En la entrega precedente señalamos que el contexto de violaciones graves, generalizadas y sistemáticas a los derechos humanos en el que se halla envuelto nuestro país puede tener un punto de quiebre estratégico con la entrada en funciones de la Comisión de la Verdad para el caso Ayotzinapa, creada como primer acto de gobierno mediante decreto expedido por el presidente Andrés Manuel López Obrador. Su misión única es dar con la verdad y el paradero de los 43 normalistas desaparecidos durante la triste noche de Iguala.

En plena comunión con lo aseverado por la Comisión Interamericana de Derechos Humanos, igualmente subrayamos que se trata de un cambio sideral de la postura oficial con respecto a una terrible tragedia que sin lugar a dudas constituye un crimen de lesa humanidad bajo los estándares punitivos del Estatuto de Roma de la Corte Penal Internacional. En efecto, en sentido absolutamente inverso a las evasivas, maniobras de ocultamiento, siembra de evidencias y “mentiras históricas” fraguadas por la administración de Peña Nieto, en el decreto presidencial en comento se consigna con claridad meridiana que toda la administración pública federal deberá facilitar el ejercicio del derecho a la verdad de las familias de los estudiantes.

La Comisión no partirá de cero. Hará suyos los resultados de las investigaciones practicadas por el Grupo Interdisciplinario de Expertos Independientes y las recomendaciones formuladas en su momento por el Alto Comisionado de Naciones Unidas para los Derechos Humanos, la Comisión Interamericana de Derechos Humanos y la Comisión Nacional de los Derechos Humanos. De ser necesario, se solicitará la cooperación de las instancias internacionales competentes en la materia.

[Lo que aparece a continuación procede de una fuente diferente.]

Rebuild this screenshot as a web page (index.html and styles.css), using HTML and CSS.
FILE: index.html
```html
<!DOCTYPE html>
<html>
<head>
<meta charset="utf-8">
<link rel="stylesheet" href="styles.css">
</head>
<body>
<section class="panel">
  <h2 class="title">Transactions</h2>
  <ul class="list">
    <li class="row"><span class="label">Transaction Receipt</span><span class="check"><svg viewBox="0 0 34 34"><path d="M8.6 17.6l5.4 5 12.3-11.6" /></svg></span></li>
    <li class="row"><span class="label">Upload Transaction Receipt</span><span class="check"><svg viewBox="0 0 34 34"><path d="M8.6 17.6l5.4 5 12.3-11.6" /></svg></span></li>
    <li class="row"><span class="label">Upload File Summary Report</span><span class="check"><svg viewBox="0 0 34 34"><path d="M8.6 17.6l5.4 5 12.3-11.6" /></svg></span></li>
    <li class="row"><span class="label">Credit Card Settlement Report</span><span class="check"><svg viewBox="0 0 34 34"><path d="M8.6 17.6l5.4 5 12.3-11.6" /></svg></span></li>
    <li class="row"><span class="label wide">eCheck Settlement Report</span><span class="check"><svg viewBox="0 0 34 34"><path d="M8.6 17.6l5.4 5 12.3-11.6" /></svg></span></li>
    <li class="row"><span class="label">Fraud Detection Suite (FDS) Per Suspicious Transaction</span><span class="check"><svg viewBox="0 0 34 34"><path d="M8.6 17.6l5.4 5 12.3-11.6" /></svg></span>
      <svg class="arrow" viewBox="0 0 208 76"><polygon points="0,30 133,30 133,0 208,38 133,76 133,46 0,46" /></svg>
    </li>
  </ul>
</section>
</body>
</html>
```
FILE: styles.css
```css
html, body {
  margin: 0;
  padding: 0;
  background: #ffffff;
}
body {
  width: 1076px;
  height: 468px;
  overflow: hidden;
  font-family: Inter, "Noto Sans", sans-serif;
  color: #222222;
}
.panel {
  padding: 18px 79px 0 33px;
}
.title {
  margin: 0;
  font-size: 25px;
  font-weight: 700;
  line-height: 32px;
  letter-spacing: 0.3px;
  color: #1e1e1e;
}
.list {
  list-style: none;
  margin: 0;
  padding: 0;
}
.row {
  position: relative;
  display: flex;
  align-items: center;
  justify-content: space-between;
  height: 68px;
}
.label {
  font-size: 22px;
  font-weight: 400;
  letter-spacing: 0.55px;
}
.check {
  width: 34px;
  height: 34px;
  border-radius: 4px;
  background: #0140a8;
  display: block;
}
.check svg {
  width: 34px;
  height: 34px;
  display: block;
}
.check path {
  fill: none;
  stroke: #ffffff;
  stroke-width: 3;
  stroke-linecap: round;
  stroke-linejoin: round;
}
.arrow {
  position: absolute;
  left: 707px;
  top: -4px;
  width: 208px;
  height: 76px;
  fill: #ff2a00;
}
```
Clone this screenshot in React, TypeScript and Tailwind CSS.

Todo ello es definitivamente digno de aplauso y encomio pues por vez primera se proyecta una luz de esperanza sobre las densas tinieblas de la falsedad, la injusticia y la impunidad gubernamental. Sin embargo, un dolor similar al que están padeciendo los padres de los alumnos de la normal rural “Raúl Isidro Burgos” también ha trastocado la vida de los integrantes de otros núcleos familiares.

Durante una audiencia celebrada hace días en la sede de la Comisión Interamericana de Derechos Humanos, Alejandro Encinas, subsecretario de Derechos Humanos de la Secretaría de Gobernación, reconoció la existencia de ese otro universo paralelo de aflicciones sin mengua alguna: “México atraviesa por una profunda crisis humanitaria y de violación a los derechos humanos. Hay cerca de 38 mil personas desaparecidas, 26 mil cuerpos sin identificar en semefos, más de 2 mil fosas clandestinas y en mil 100 de estas no se han realizado exhumaciones porque no tienen las capacidades institucionales para hacerlo ni para identificar personas. Me comprometo a actuar contra los responsables de las desapariciones forzadas, sean quienes sean e independientemente de la institución a la que pertenezcan”.

El destello iridiscente de la Comisión para el caso Ayotzinapa debe iluminar esos otros campos plenos de sufrimiento humano. Ningún esfuerzo gubernamental es suficiente cuando está de por medio el fin superior de la materialización del círculo virtuoso conformado por la verdad, la justicia, las reparaciones integrales, las garantías de no repetición y la preservación de la memoria de quienes han sido víctimas de atrocidades sin nombre. Por ello, la creación de una comisión de la verdad para todos los desaparecidos es un imperativo ético, jurídico y humanitario de carácter impostergable.